--- Start ---

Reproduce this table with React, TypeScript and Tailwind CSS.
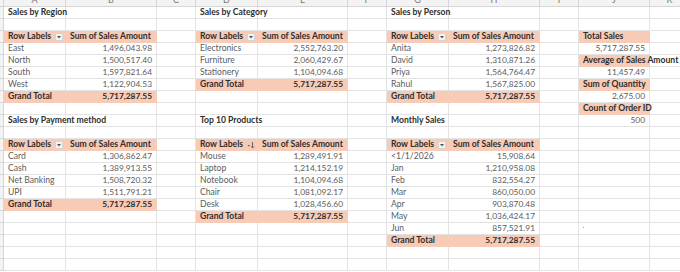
import React from "react";

type Cell = {
  t: string;
  bold?: boolean;
  pink?: boolean;
  right?: boolean;
  dd?: "dd" | "sort";
  overflow?: boolean;
};

const COLS = ["", "A", "B", "C", "D", "E", "F", "G", "H", "I", "J", "K"];
const NROWS = 22;

const cells: Record<string, Cell> = {};
const put = (r: number, c: number, cell: Cell) => {
  cells[`${r},${c}`] = cell;
};

function pivot(
  r0: number,
  c0: number,
  title: string,
  rows: [string, string][],
  total: string,
  icon: "dd" | "sort" = "dd"
) {
  put(r0, c0, { t: title, bold: true, overflow: true });
  put(r0 + 2, c0, { t: "Row Labels", bold: true, pink: true, dd: icon });
  put(r0 + 2, c0 + 1, { t: "Sum of Sales Amount", bold: true, pink: true });
  rows.forEach(([a, b], i) => {
    put(r0 + 3 + i, c0, { t: a, overflow: true });
    put(r0 + 3 + i, c0 + 1, { t: b, right: true });
  });
  const gr = r0 + 3 + rows.length;
  put(gr, c0, { t: "Grand Total", bold: true, pink: true });
  put(gr, c0 + 1, { t: total, bold: true, pink: true, right: true });
}

pivot(1, 1, "Sales by Region", [
  ["East", "1,496,043.98"],
  ["North", "1,500,517.40"],
  ["South", "1,597,821.64"],
  ["West", "1,122,904.53"],
], "5,717,287.55");
pivot(1, 4, "Sales by Category", [
  ["Electronics", "2,552,763.20"],
  ["Furniture", "2,060,429.67"],
  ["Stationery", "1,104,094.68"],
], "5,717,287.55");
pivot(1, 7, "Sales by Person", [
  ["Anita", "1,273,826.82"],
  ["David", "1,310,871.26"],
  ["Priya", "1,564,764.47"],
  ["Rahul", "1,567,825.00"],
], "5,717,287.55");
pivot(10, 1, "Sales by Payment method", [
  ["Card", "1,306,862.47"],
  ["Cash", "1,389,913.55"],
  ["Net Banking", "1,508,720.32"],
  ["UPI", "1,511,791.21"],
], "5,717,287.55");
pivot(10, 4, "Top 10 Products", [
  ["Mouse", "1,289,491.91"],
  ["Laptop", "1,214,152.19"],
  ["Notebook", "1,104,094.68"],
  ["Chair", "1,081,092.17"],
  ["Desk", "1,028,456.60"],
], "5,717,287.55", "sort");
pivot(10, 7, "Monthly Sales", [
  ["<1/1/2026", "15,908.64"],
  ["Jan", "1,210,958.08"],
  ["Feb", "832,554.27"],
  ["Mar", "860,050.00"],
  ["Apr", "903,870.48"],
  ["May", "1,036,424.17"],
  ["Jun", "857,521.91"],
], "5,717,287.55");

put(3, 10, { t: "Total Sales", bold: true, pink: true });
put(4, 10, { t: "5,717,287.55", right: true });
put(5, 10, { t: "Average of Sales Amount", bold: true, pink: true, overflow: true });
put(6, 10, { t: "11,457.49", right: true });
put(7, 10, { t: "Sum of Quantity", bold: true, pink: true });
put(8, 10, { t: "2,675.00", right: true });
put(9, 10, { t: "Count of Order ID", bold: true, pink: true, overflow: true });
put(10, 10, { t: "500", right: true });

function DropDown({ kind }: { kind: "dd" | "sort" }) {
  if (kind === "sort") {
    return (
      <span className="absolute right-[2px] top-[2px] w-[8px] h-[8px]">
        <svg width="8" height="8" viewBox="0 0 8 8">
          <path d="M0.5 4 L3 4 L1.75 5.4 Z" fill="#555" />
          <path d="M5.5 1 L5.5 7" stroke="#555" strokeWidth="0.9" />
          <path d="M4.2 5.5 L5.5 7 L6.8 5.5" stroke="#555" strokeWidth="0.9" fill="none" />
        </svg>
      </span>
    );
  }
  return (
    <span className="absolute right-[2px] top-[2px] w-[8px] h-[8px] bg-[#f4f4f4] border border-[#d4d4d4] flex items-center justify-center">
      <svg width="4" height="3" viewBox="0 0 4 3">
        <path d="M0 0 L4 0 L2 2.5 Z" fill="#555" />
      </svg>
    </span>
  );
}

export default function App() {
  const rows: React.ReactNode[] = [];
  COLS.forEach((c, ci) => {
    rows.push(
      <div
        key={`h${ci}`}
        className="bg-[#f3f3f3] border-r border-b border-[#d6d6d6] overflow-hidden flex items-start justify-center"
      >
        <span className="-mt-[5px] text-[9px] leading-[9px] text-[#7a7a7a]">{c}</span>
      </div>
    );
  });
  for (let r = 1; r <= NROWS; r++) {
    COLS.forEach((_, ci) => {
      if (ci === 0) {
        rows.push(
          <div key={`${r},0`} className="bg-[#f3f3f3] border-r border-b border-[#d6d6d6]" />
        );
        return;
      }
      const cell = cells[`${r},${ci}`];
      const pink = cell?.pink;
      const numeric = cell?.right;
      rows.push(
        <div
          key={`${r},${ci}`}
          className={
            "relative flex items-center border-b border-r " +
            (pink ? "bg-[#f8cbb6] border-[#f8cbb6] " : "border-[#e3e3e3] ") +
            (numeric ? "justify-end pr-[4px] " : "pl-[4px] ") +
            (cell?.overflow ? "overflow-visible z-10 " : "overflow-hidden ")
          }
        >
          {cell && (
            <span
              className={
                "whitespace-nowrap leading-none " +
                (numeric ? "text-[8.4px] " : "text-[8.6px] ") +
                (cell.bold ? "font-bold text-[#2e2e2e]" : "text-[#5c5c5c]")
              }
            >
              {cell.t}
            </span>
          )}
          {cell?.dd && <DropDown kind={cell.dd} />}
          {r === 19 && ci === 10 && (
            <span className="absolute left-[4px] top-[4px] w-[1px] h-[1px] bg-[#999]" />
          )}
        </div>
      );
    });
  }
  return (
    <div
      className="w-[680px] h-[272px] overflow-hidden bg-white"
      style={{ fontFamily: "Lato, 'Open Sans', sans-serif" }}
    >
      <div className="grid grid-cols-[4px_62px_91px_39px_62px_90px_39px_62px_91px_39px_71px_40px] grid-rows-[7px_repeat(22,12px)]">
        {rows}
      </div>
    </div>
  );
}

--- End ---

Leave out the pictures and reproduce the rest of the listing exactly.

### [The solution]
Reproduce this table with React, TypeScript and Tailwind CSS.
import React from "react";

type Cell = {
  t: string;
  bold?: boolean;
  pink?: boolean;
  right?: boolean;
  dd?: "dd" | "sort";
  overflow?: boolean;
};

const COLS = ["", "A", "B", "C", "D", "E", "F", "G", "H", "I", "J", "K"];
const NROWS = 22;

const cells: Record<string, Cell> = {};
const put = (r: number, c: number, cell: Cell) => {
  cells[`${r},${c}`] = cell;
};

function pivot(
  r0: number,
  c0: number,
  title: string,
  rows: [string, string][],
  total: string,
  icon: "dd" | "sort" = "dd"
) {
  put(r0, c0, { t: title, bold: true, overflow: true });
  put(r0 + 2, c0, { t: "Row Labels", bold: true, pink: true, dd: icon });
  put(r0 + 2, c0 + 1, { t: "Sum of Sales Amount", bold: true, pink: true });
  rows.forEach(([a, b], i) => {
    put(r0 + 3 + i, c0, { t: a, overflow: true });
    put(r0 + 3 + i, c0 + 1, { t: b, right: true });
  });
  const gr = r0 + 3 + rows.length;
  put(gr, c0, { t: "Grand Total", bold: true, pink: true });
  put(gr, c0 + 1, { t: total, bold: true, pink: true, right: true });
}

pivot(1, 1, "Sales by Region", [
  ["East", "1,496,043.98"],
  ["North", "1,500,517.40"],
  ["South", "1,597,821.64"],
  ["West", "1,122,904.53"],
], "5,717,287.55");
pivot(1, 4, "Sales by Category", [
  ["Electronics", "2,552,763.20"],
  ["Furniture", "2,060,429.67"],
  ["Stationery", "1,104,094.68"],
], "5,717,287.55");
pivot(1, 7, "Sales by Person", [
  ["Anita", "1,273,826.82"],
  ["David", "1,310,871.26"],
  ["Priya", "1,564,764.47"],
  ["Rahul", "1,567,825.00"],
], "5,717,287.55");
pivot(10, 1, "Sales by Payment method", [
  ["Card", "1,306,862.47"],
  ["Cash", "1,389,913.55"],
  ["Net Banking", "1,508,720.32"],
  ["UPI", "1,511,791.21"],
], "5,717,287.55");
pivot(10, 4, "Top 10 Products", [
  ["Mouse", "1,289,491.91"],
  ["Laptop", "1,214,152.19"],
  ["Notebook", "1,104,094.68"],
  ["Chair", "1,081,092.17"],
  ["Desk", "1,028,456.60"],
], "5,717,287.55", "sort");
pivot(10, 7, "Monthly Sales", [
  ["<1/1/2026", "15,908.64"],
  ["Jan", "1,210,958.08"],
  ["Feb", "832,554.27"],
  ["Mar", "860,050.00"],
  ["Apr", "903,870.48"],
  ["May", "1,036,424.17"],
  ["Jun", "857,521.91"],
], "5,717,287.55");

put(3, 10, { t: "Total Sales", bold: true, pink: true });
put(4, 10, { t: "5,717,287.55", right: true });
put(5, 10, { t: "Average of Sales Amount", bold: true, pink: true, overflow: true });
put(6, 10, { t: "11,457.49", right: true });
put(7, 10, { t: "Sum of Quantity", bold: true, pink: true });
put(8, 10, { t: "2,675.00", right: true });
put(9, 10, { t: "Count of Order ID", bold: true, pink: true, overflow: true });
put(10, 10, { t: "500", right: true });

function DropDown({ kind }: { kind: "dd" | "sort" }) {
  if (kind === "sort") {
    return (
      <span className="absolute right-[2px] top-[2px] w-[8px] h-[8px]">
        <svg width="8" height="8" viewBox="0 0 8 8">
          <path d="M0.5 4 L3 4 L1.75 5.4 Z" fill="#555" />
          <path d="M5.5 1 L5.5 7" stroke="#555" strokeWidth="0.9" />
          <path d="M4.2 5.5 L5.5 7 L6.8 5.5" stroke="#555" strokeWidth="0.9" fill="none" />
        </svg>
      </span>
    );
  }
  return (
    <span className="absolute right-[2px] top-[2px] w-[8px] h-[8px] bg-[#f4f4f4] border border-[#d4d4d4] flex items-center justify-center">
      <svg width="4" height="3" viewBox="0 0 4 3">
        <path d="M0 0 L4 0 L2 2.5 Z" fill="#555" />
      </svg>
    </span>
  );
}

export default function App() {
  const rows: React.ReactNode[] = [];
  COLS.forEach((c, ci) => {
    rows.push(
      <div
        key={`h${ci}`}
        className="bg-[#f3f3f3] border-r border-b border-[#d6d6d6] overflow-hidden flex items-start justify-center"
      >
        <span className="-mt-[5px] text-[9px] leading-[9px] text-[#7a7a7a]">{c}</span>
      </div>
    );
  });
  for (let r = 1; r <= NROWS; r++) {
    COLS.forEach((_, ci) => {
      if (ci === 0) {
        rows.push(
          <div key={`${r},0`} className="bg-[#f3f3f3] border-r border-b border-[#d6d6d6]" />
        );
        return;
      }
      const cell = cells[`${r},${ci}`];
      const pink = cell?.pink;
      const numeric = cell?.right;
      rows.push(
        <div
          key={`${r},${ci}`}
          className={
            "relative flex items-center border-b border-r " +
            (pink ? "bg-[#f8cbb6] border-[#f8cbb6] " : "border-[#e3e3e3] ") +
            (numeric ? "justify-end pr-[4px] " : "pl-[4px] ") +
            (cell?.overflow ? "overflow-visible z-10 " : "overflow-hidden ")
          }
        >
          {cell && (
            <span
              className={
                "whitespace-nowrap leading-none " +
                (numeric ? "text-[8.4px] " : "text-[8.6px] ") +
                (cell.bold ? "font-bold text-[#2e2e2e]" : "text-[#5c5c5c]")
              }
            >
              {cell.t}
            </span>
          )}
          {cell?.dd && <DropDown kind={cell.dd} />}
          {r === 19 && ci === 10 && (
            <span className="absolute left-[4px] top-[4px] w-[1px] h-[1px] bg-[#999]" />
          )}
        </div>
      );
    });
  }
  return (
    <div
      className="w-[680px] h-[272px] overflow-hidden bg-white"
      style={{ fontFamily: "Lato, 'Open Sans', sans-serif" }}
    >
      <div className="grid grid-cols-[4px_62px_91px_39px_62px_90px_39px_62px_91px_39px_71px_40px] grid-rows-[7px_repeat(22,12px)]">
        {rows}
      </div>
    </div>
  );
}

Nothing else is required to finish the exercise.